Taking its first step in the burgeoning animal traceability market, Orchid Biosciences this week said it will help one of Canada’s largest pork distributors genotype its sows.
For Toronto-based Maple Leaf Foods, the agreement will enable it to prove the origin of its pork to its most finicky customers, and lay the groundwork for a system that might one day help its farmers fine-tune their breeding and keep tabs on porcine diseases.
For Orchid, the deal is an entree into the potentially larger beef traceability space: If it works in pigs — and Maple Leaf is betting CA$1.2 million ($919,000) that it will — then it will likely work in cows.
Orchid has been building up to this deal since last July, when CEO Paul Kelly hinted his desire to lead the company into this market. Then, three weeks ago, Orchid promised to have a “suite of [beef traceability] assays” ready for sale sometime this year. At that time, this appeared to be little more than pie-in-the-sky scheming, and company officials were unable to offer something concrete [see 1/8/2004 SNPtech Pharmacogenomics Reporter]. Planners were unsure what geographic markets to target first, or how Orchid would use its genotyping technology to track beef.
“We are currently … working on a number of projects to develop traceability assays in the agricultural sector using SNP markers,” David Hartshorne, commercial director of Orchid Europe, teased earlier this month. “At the moment, we don’t have any dates for the commercial release of those markers; those are still under development.”
What a difference a few weeks makes.
This Little Piggy Went to Market
The deal with Maple Leaf Foods that Orchid announced this week calls for the company’s UK-based Cellmark unit to develop assays to analyze a panel of SNPs identified by Pyxis Genomics. Cellmark will use these SNPs to genotype certain Maple Leaf sows, and the data will be stored on a database built by IBM.
Ultimately, the goal is “to enable Canadian pork marketed anywhere in the world to be traced in a matter of hours from the store shelf back to the farm where the meat originated and even back to the maternal sow,” according to Maple Leaf.
The company decided to spend at least CA$1.2 million ($919,000) to begin the traceability program after customers in its primary market, Japan, began asking for it. “Japan is a very large market for Canadian pork, and for Maple Leaf in particular,” Linda Kuhn, a spokeswoman for Maple Leaf, said this week. “And Japan has been looking for full traceability for some time.

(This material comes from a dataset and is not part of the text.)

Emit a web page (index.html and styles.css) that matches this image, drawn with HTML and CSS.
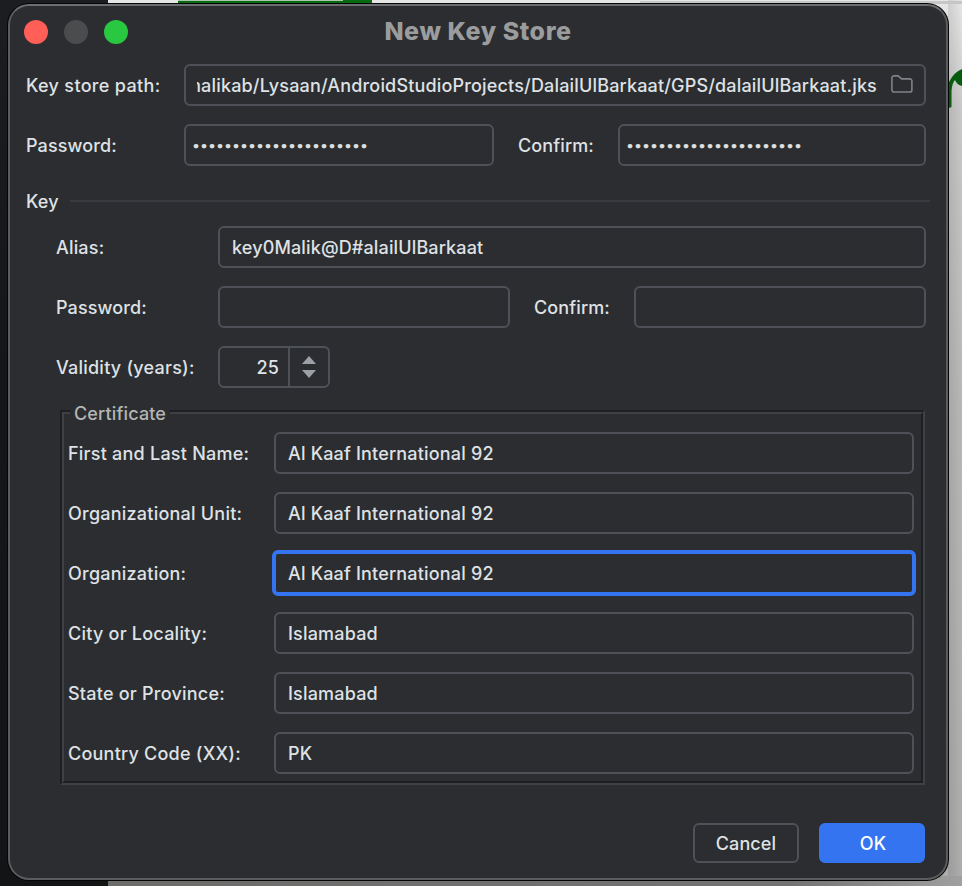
FILE: index.html
```html
<!DOCTYPE html>
<html lang="en">
<head>
<meta charset="utf-8">
<title>New Key Store</title>
<link rel="stylesheet" href="styles.css">
</head>
<body>
<div class="desktop">
  <svg class="scribble" width="14" height="44" viewBox="0 0 14 44" aria-hidden="true">
    <path d="M1 15Q6 5 14 2V19Q9 18 7 13Q4 16 3.5 24L3.5 40L1 41Z" fill="#075b0c"/>
  </svg>
  <main class="window">
    <header class="titlebar">
      <div class="lights"><i class="light close"></i><i class="light minimize"></i><i class="light expand"></i></div>
      <h1 class="title">New Key Store</h1>
    </header>

    <form class="form">
      <div class="row store-row">
        <label class="label path-label">Key store path:</label>
        <div class="field path-field">
          <span class="path-clip"><span class="path">malikab/Lysaan/AndroidStudioProjects/DalailUlBarkaat/GPS/dalailUlBarkaat.jks</span></span>
          <svg class="folder" width="22" height="18" viewBox="0 0 22 18" aria-hidden="true">
            <path d="M.9 3A2.1 2.1 0 0 1 3 .9H7.2L10.6 3.9H18.8A2.1 2.1 0 0 1 20.9 6V14.9A2.1 2.1 0 0 1 18.8 17H3A2.1 2.1 0 0 1 .9 14.9Z" fill="none" stroke="#7f8287" stroke-width="1.6"/>
          </svg>
        </div>
      </div>
      <div class="row store-row passwords">
        <label class="label">Password:</label>
        <div class="field secret">••••••••••••••••••••••</div>
        <label class="label">Confirm:</label>
        <div class="field secret">••••••••••••••••••••••</div>
      </div>

      <div class="section"><span class="section-name">Key</span><span class="rule"></span></div>

      <div class="key">
        <div class="row key-row">
          <label class="label">Alias:</label>
          <div class="field alias">key0Malik@D#alailUlBarkaat</div>
        </div>
        <div class="row key-row passwords">
          <label class="label">Password:</label>
          <div class="field"></div>
          <label class="label">Confirm:</label>
          <div class="field"></div>
        </div>
        <div class="row key-row">
          <label class="label validity">Validity (years):</label>
          <div class="field spinner">
            <span class="years">25</span>
            <span class="arrows">
              <svg width="14" height="22" viewBox="0 0 14 22" aria-hidden="true"><path d="M0 8L7 0L14 8ZM0 14H14L7 22Z" fill="#9da0a6"/></svg>
            </span>
          </div>
        </div>
      </div>

      <section class="certificate">
        <h2 class="legend">Certificate</h2>
        <div class="row cert-row"><label class="label">First and Last Name:</label><div class="field">Al Kaaf International 92</div></div>
        <div class="row cert-row"><label class="label">Organizational Unit:</label><div class="field">Al Kaaf International 92</div></div>
        <div class="row cert-row"><label class="label">Organization:</label><div class="field focused">Al Kaaf International 92</div></div>
        <div class="row cert-row"><label class="label">City or Locality:</label><div class="field">Islamabad</div></div>
        <div class="row cert-row"><label class="label">State or Province:</label><div class="field">Islamabad</div></div>
        <div class="row cert-row"><label class="label">Country Code (XX):</label><div class="field">PK</div></div>
      </section>

      <footer class="actions">
        <button class="button" type="button">Cancel</button>
        <button class="button primary" type="button">OK</button>
      </footer>
    </form>
  </main>
</div>
</body>
</html>
```

FILE: styles.css
```css
* { box-sizing: border-box; }

body {
  margin: 0;
  font-family: Inter, "Liberation Sans", sans-serif;
  font-size: 18px;
  font-weight: 450;
  line-height: 22px;
  letter-spacing: 0.18px;
  color: #dfe1e5;
}

.desktop {
  position: relative;
  width: 962px;
  height: 886px;
  overflow: hidden;
  padding: 4px 14px 6px 8px;
  background:
    linear-gradient(#c6c6c6, #c6c6c6) 640px 1px / 322px 3px no-repeat,
    linear-gradient(#a9c6aa, #a9c6aa) 178px 0 / 165px 1px no-repeat,
    linear-gradient(#086a10, #086a10) 178px 0 / 194px 4px no-repeat,
    linear-gradient(#1c1d21, #151618 40%, #131416) 0 0 / 108px 886px no-repeat,
    linear-gradient(90deg, #6c6c6b, #737373 80%, #a0a0a0) 108px 876px / 854px 10px no-repeat,
    linear-gradient(90deg, rgba(0, 0, 0, 0.1), transparent) 948px 0 / 14px 886px no-repeat,
    linear-gradient(#e6e6e6, #c9c9c9 110px, #b8b8b8 400px, #adadad);
}

.scribble { position: absolute; left: 948px; top: 67px; }

.window {
  position: relative;
  height: 876px;
  border: 2px solid #595b5d;
  border-top-color: #6b6d6e;
  border-radius: 21px;
  background: #2b2d30;
  box-shadow: 0 0 0 1px #050505;
}

.titlebar {
  display: grid;
  grid-template-columns: 104px 1fr 104px;
  align-items: center;
  height: 52px;
  padding: 0 14px;
}
.lights { display: flex; gap: 16px; }
.light { width: 24px; height: 24px; border-radius: 50%; }
.close { background: #ff5f57; }
.minimize { background: #4b4c4e; }
.expand { background: #28c840; }
.title {
  margin: 0;
  padding-bottom: 2px;
  text-align: center;
  font-size: 25px;
  line-height: 30px;
  font-weight: 780;
  letter-spacing: 0.55px;
  color: #9b9c9e;
}

.form { padding: 6px 20px 0 16px; }

.row { display: grid; align-items: center; height: 42px; }
.row + .row { margin-top: 18px; }
.label { padding-top: 2px; white-space: nowrap; }
.store-row { grid-template-columns: 158px 1fr; }
.store-row.passwords { grid-template-columns: 158px 310px 124px 308px; }
.key-row { grid-template-columns: 162px 1fr; }
.key-row.passwords { grid-template-columns: 162px 292px 124px 292px; }
.passwords .label { letter-spacing: 0.12px; }
.passwords .label:nth-child(3) { padding-left: 24px; }
.cert-row { grid-template-columns: 206px 1fr; }
.cert-row .label, .validity { letter-spacing: 0.23px; }
.path-label { letter-spacing: 0.33px; }

.field {
  display: flex;
  align-items: center;
  height: 42px;
  min-width: 0;
  padding: 2px 12px 0;
  border: 2px solid #4e5157;
  border-radius: 6px;
  white-space: nowrap;
}
.alias { letter-spacing: 0.14px; }
.focused {
  height: 46px;
  margin: -2px;
  border: 4px solid #3574f0;
}

.path-field { padding: 2px 11px 0 11px; justify-content: space-between; }
.path-clip { display: flex; justify-content: flex-end; width: 680px; overflow: hidden; }
.path { letter-spacing: 0.17px; }
.folder { flex: none; margin-top: -4px; }

.secret {
  padding: 4px 0 0 6px;
  font-family: "Liberation Mono", monospace;
  font-size: 13.33px;
  font-weight: 700;
  letter-spacing: 0;
  -webkit-text-stroke: 0.7px #dfe1e5;
}

.section { display: flex; align-items: center; gap: 11px; height: 22px; margin: 25px -4px 0 0; }
.rule { flex: 1; height: 2px; margin-top: -2px; background: #393b40; }

.key { margin: 13px 0 0 30px; }

.spinner { width: 112px; padding: 0; }
.years { width: 68px; padding: 2px 9px 0 0; text-align: right; }
.arrows {
  display: flex;
  flex: 1;
  align-items: center;
  justify-content: center;
  height: 38px;
  border-left: 2px solid #4e5157;
}

.certificate {
  position: relative;
  width: 865px;
  height: 375px;
  margin: 22px 0 0 34px;
  padding: 0 9px 0 6px;
  border: 2px solid;
  border-color: #1e1f22 #3f4145 #3f4145 #1e1f22;
}
.certificate::before {
  content: "";
  position: absolute;
  inset: 0;
  border: 2px solid;
  border-color: #3f4145 #1e1f22 #1e1f22 #3f4145;
}
.legend {
  position: relative;
  width: 100px;
  height: 22px;
  margin: -9px 0 7px 2px;
  padding-left: 4px;
  background: #2b2d30;
  font-size: 18px;
  font-weight: 450;
  letter-spacing: 0.15px;
  color: #b4b5b4;
}
.certificate .row { position: relative; }

.actions { display: flex; justify-content: flex-end; gap: 20px; margin: 38px 1px 0 0; }
.button {
  width: 106px;
  height: 40px;
  padding: 2px 0 0;
  border: 2px solid #4e5157;
  border-radius: 6px;
  background: transparent;
  color: inherit;
  font: inherit;
  letter-spacing: 0.1px;
}
.primary { padding-left: 2px; border-color: #3574f0; background: #3574f0; color: #fff; font-weight: 550; }
```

“This is probably the key driver in getting out of the gate first on DNA traceability,” she said.
The company hopes to begin shipping genotyped hogs to Japan during the current quarter, Kuhn said. “Ultimately we would like to spread this out to our [other customers], but it’s a function of the market as well,” she said. “In this case, Japan is crying hard for this.”

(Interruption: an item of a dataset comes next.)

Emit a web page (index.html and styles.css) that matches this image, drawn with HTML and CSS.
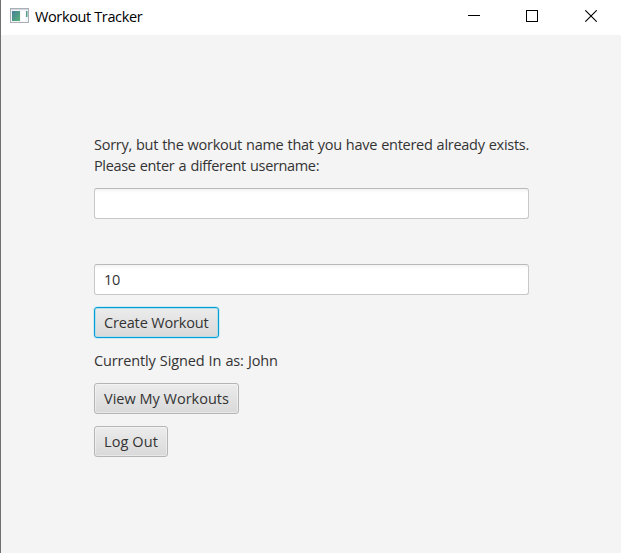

The program would offer Maple Leaf some extras: The genotype data might enable it to “contain disease risk” by quickly tracking down and weeding out animals with foot-and-mouth or other diseases, said Kuhn. She stressed, however, that while there is no porcine equivalent of bovine spongiform encephalopathy, “foot-in-mouth disease, while it does not have the same implications for human consumption [as BSE], is a serious issue with respect with containment of disease.”
In addition, Maple Leaf hopes that the genotype and phenotype data being stored by IBM might one day help the company breed better swine. “There are genotypes that produce the highest-quality product, the healthiest hogs, and reduced mortality,” said Kuhn.
Maple Leaf will spend the CA$1.2 million to genotype 30,000 sows, which will produce hogs to be shipped abroad. She added that while it will cost CA$40 per sow to genotype this initial population — Maple Leaf will ship blood samples to Orchid’s Cellmark unit in the United Kingdom — the price will scale back as the company begins amortizing across larger producer populations. “It is an affordable cost,” she said.
According to Hartshorne, the cost breaks down to roughly CA$.80 per piglet, assuming each of the 30,000 producer sows gives birth to 50 offspring in a lifetime. “The beauty of this system is that you only have to test the maternal sows,” he said.
Kuhn said Maple Leaf has paid for all of the R&D costs of this program, but added that the firm is currently speaking with the Canadian government about financial assistance and incentives. Hartshorne added that there “has been considerable [government] interest” to apply genotyping technology to this industry, and that “this service need not necessarily be limited to the pork industry.”
Maple Leaf employs 18,000 people and had CA$5.1 billion in sales in 2002, said Kuhn.
As for Orchid, Hartshorne said the first year of the deal “is important … for us; we fully anticipate that ... this will grow to become a significant sector for us.”